* Begin Data extract *

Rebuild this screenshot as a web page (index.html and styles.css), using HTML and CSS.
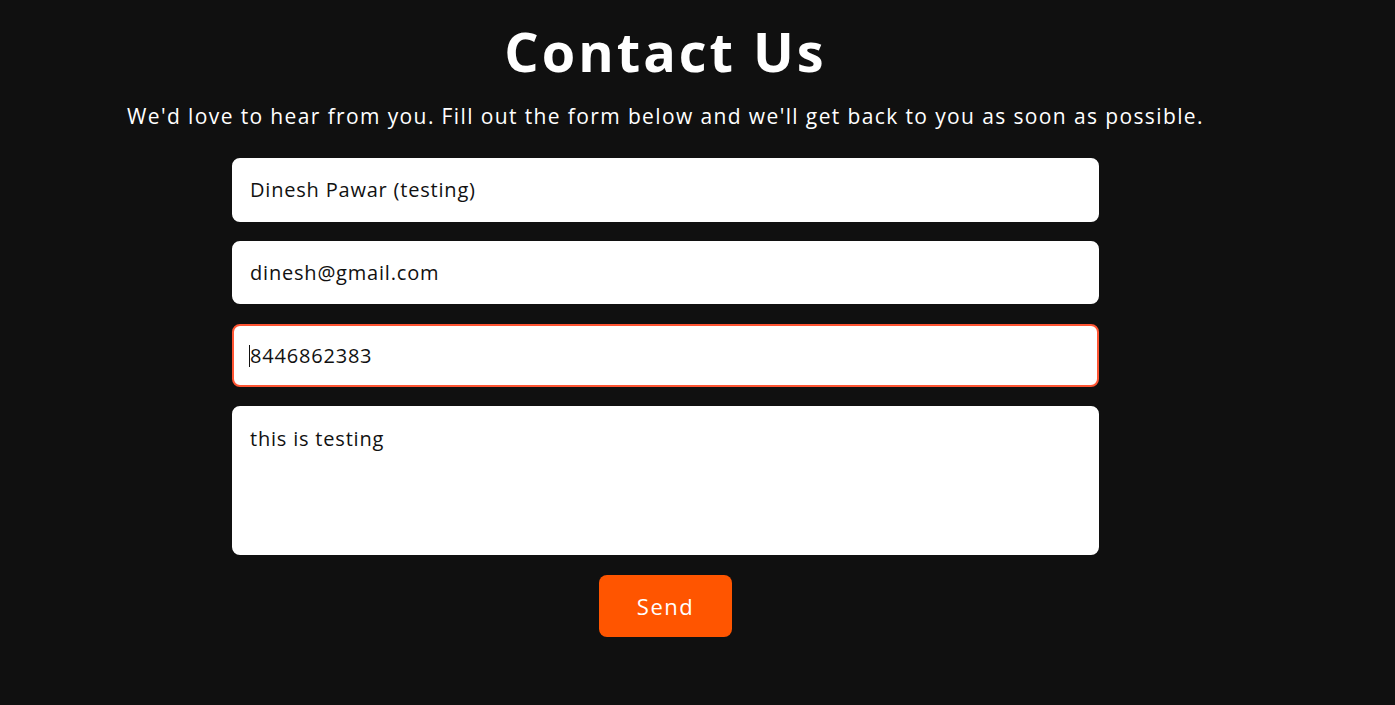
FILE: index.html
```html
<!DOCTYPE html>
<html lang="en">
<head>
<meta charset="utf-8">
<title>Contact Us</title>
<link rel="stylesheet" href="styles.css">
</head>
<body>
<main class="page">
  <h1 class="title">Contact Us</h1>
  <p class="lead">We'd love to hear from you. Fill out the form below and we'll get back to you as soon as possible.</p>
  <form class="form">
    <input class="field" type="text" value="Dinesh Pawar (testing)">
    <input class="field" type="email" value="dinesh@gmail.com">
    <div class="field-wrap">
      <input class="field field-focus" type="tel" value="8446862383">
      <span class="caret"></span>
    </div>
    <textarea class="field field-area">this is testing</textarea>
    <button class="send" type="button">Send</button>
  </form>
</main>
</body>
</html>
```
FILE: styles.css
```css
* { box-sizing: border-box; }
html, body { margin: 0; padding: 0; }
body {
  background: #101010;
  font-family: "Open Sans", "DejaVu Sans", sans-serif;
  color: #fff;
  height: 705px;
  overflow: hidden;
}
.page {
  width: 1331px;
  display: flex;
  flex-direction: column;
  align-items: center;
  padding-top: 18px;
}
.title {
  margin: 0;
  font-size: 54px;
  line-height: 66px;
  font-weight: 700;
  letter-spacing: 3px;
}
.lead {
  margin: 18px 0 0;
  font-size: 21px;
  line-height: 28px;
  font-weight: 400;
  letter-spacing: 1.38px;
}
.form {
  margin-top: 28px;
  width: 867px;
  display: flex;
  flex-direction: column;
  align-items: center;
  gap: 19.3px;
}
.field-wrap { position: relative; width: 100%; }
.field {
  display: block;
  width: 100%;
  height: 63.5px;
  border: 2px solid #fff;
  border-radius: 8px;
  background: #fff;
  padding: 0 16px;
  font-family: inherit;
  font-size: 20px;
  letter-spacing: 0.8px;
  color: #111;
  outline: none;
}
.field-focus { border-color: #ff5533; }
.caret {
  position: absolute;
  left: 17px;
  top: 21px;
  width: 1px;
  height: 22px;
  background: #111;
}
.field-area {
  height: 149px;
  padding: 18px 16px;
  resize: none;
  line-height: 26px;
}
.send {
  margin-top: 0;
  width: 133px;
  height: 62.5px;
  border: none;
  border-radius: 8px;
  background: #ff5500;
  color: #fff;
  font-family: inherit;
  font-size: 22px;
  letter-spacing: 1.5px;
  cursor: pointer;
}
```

* End Data extract *

§ What is expected
Except for the pictures, copy the material above exactly.

§ Result below
Rebuild this screenshot as a web page (index.html and styles.css), using HTML and CSS.
FILE: index.html
```html
<!DOCTYPE html>
<html lang="en">
<head>
<meta charset="utf-8">
<title>Contact Us</title>
<link rel="stylesheet" href="styles.css">
</head>
<body>
<main class="page">
  <h1 class="title">Contact Us</h1>
  <p class="lead">We'd love to hear from you. Fill out the form below and we'll get back to you as soon as possible.</p>
  <form class="form">
    <input class="field" type="text" value="Dinesh Pawar (testing)">
    <input class="field" type="email" value="dinesh@gmail.com">
    <div class="field-wrap">
      <input class="field field-focus" type="tel" value="8446862383">
      <span class="caret"></span>
    </div>
    <textarea class="field field-area">this is testing</textarea>
    <button class="send" type="button">Send</button>
  </form>
</main>
</body>
</html>
```
FILE: styles.css
```css
* { box-sizing: border-box; }
html, body { margin: 0; padding: 0; }
body {
  background: #101010;
  font-family: "Open Sans", "DejaVu Sans", sans-serif;
  color: #fff;
  height: 705px;
  overflow: hidden;
}
.page {
  width: 1331px;
  display: flex;
  flex-direction: column;
  align-items: center;
  padding-top: 18px;
}
.title {
  margin: 0;
  font-size: 54px;
  line-height: 66px;
  font-weight: 700;
  letter-spacing: 3px;
}
.lead {
  margin: 18px 0 0;
  font-size: 21px;
  line-height: 28px;
  font-weight: 400;
  letter-spacing: 1.38px;
}
.form {
  margin-top: 28px;
  width: 867px;
  display: flex;
  flex-direction: column;
  align-items: center;
  gap: 19.3px;
}
.field-wrap { position: relative; width: 100%; }
.field {
  display: block;
  width: 100%;
  height: 63.5px;
  border: 2px solid #fff;
  border-radius: 8px;
  background: #fff;
  padding: 0 16px;
  font-family: inherit;
  font-size: 20px;
  letter-spacing: 0.8px;
  color: #111;
  outline: none;
}
.field-focus { border-color: #ff5533; }
.caret {
  position: absolute;
  left: 17px;
  top: 21px;
  width: 1px;
  height: 22px;
  background: #111;
}
.field-area {
  height: 149px;
  padding: 18px 16px;
  resize: none;
  line-height: 26px;
}
.send {
  margin-top: 0;
  width: 133px;
  height: 62.5px;
  border: none;
  border-radius: 8px;
  background: #ff5500;
  color: #fff;
  font-family: inherit;
  font-size: 22px;
  letter-spacing: 1.5px;
  cursor: pointer;
}
```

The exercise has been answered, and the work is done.